FDIC S.O.L.? Could FDIC go Broke?

Posted by C.C.Mitchell
Mar 06 2009

Is it possible that the FDIC (Federal Deposit Insurance Corp.) could go bankrupt? The concern has escalated as more reports indicate a larger number of banks crashing in 2010 than as of recent.

FDIC  insured banks have always offered the piece of mind that if anything ever happened to a bank your savings would be safe under the umbrella of The FDIC. Just a few short years ago FDIC covered accounts up to $100,000, an amount more than sufficient for the average citizen to have their entire savings covered by the insurance. Last fall the coverage was expanded to $250,000 because the banking crisis was applying pressure to small businesses many of which had holdings above and the $100,000. This expanded coverage however puts more stress on the funds of the FDIC.

In response to the impending insolvency of the FDIC, Sheila Bair the FDIC chairman announced the approval of a one-time emergency fee along with other assessment increases on the banking industry. Naturally the bankers were furious, small community bankers can’t help but feel that they are paying the price for the greed and incompetence of Wall Street bankers. Not to mention the fees could eat up from 50% to 100% of their 2009 earnings. Of course these arguments will fall on deaf ears, as will the arguments of the bank customers as we will ultimately pay these additional fees; the banks will surely pass them on to us anyway.

The fees proposed by the FDIC would generate $27 billion by the end of 2009. The FDICs coffers were emptied of almost half its funds in the final quarter of 2008; the fund lost $15.7 billion, falling from $34.6 billion to $18.9 billion.

The FDIC has access to $50billion form the Treasury Department, but Chairman Shiela Bair said,  “Banks, not taxpayers, are expected to fund the system”, and that asking tax payers to flip this bill would give a black eye to all banks and not just the ones that are in trouble and going bankrupt which is causing the depletion of FDIC Funds in the first place.

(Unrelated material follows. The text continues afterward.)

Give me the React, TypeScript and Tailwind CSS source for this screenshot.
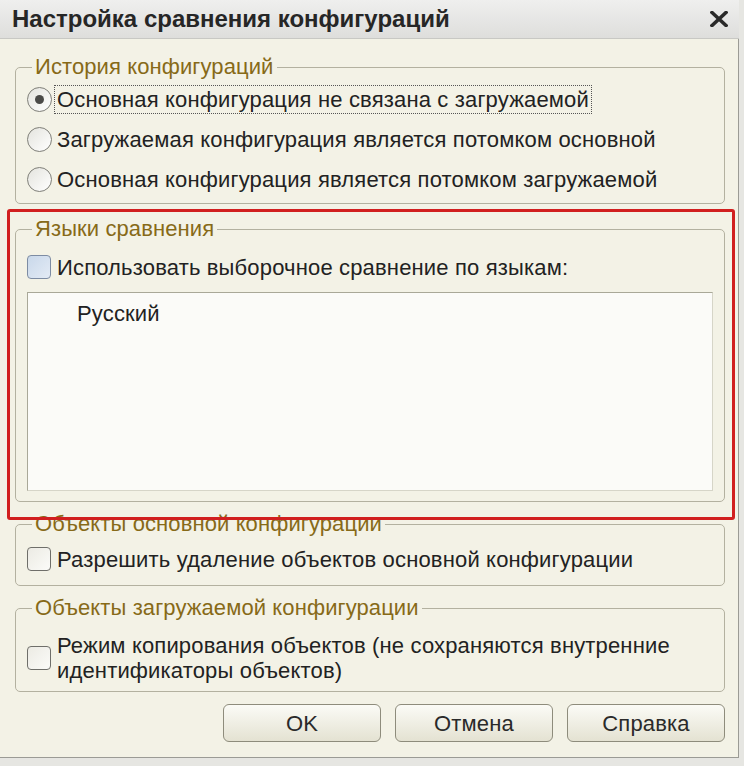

This news does not bode well for the economy in general. It is sure to bring down consumer confidence; some may even move to withdraw their savings out of fear of loosing it if their bank fails.

But would the government even let the bank insurer go broke?

Most think not, especially when the problem can be fixed without the redirecting of any more tax dollars.

That being said, what would the effects of an FDIC failure be were it to happen?

For all the riches of banks and insurance companies, it takes a Cracked World to see a broke insurer of banks. Think of the irony.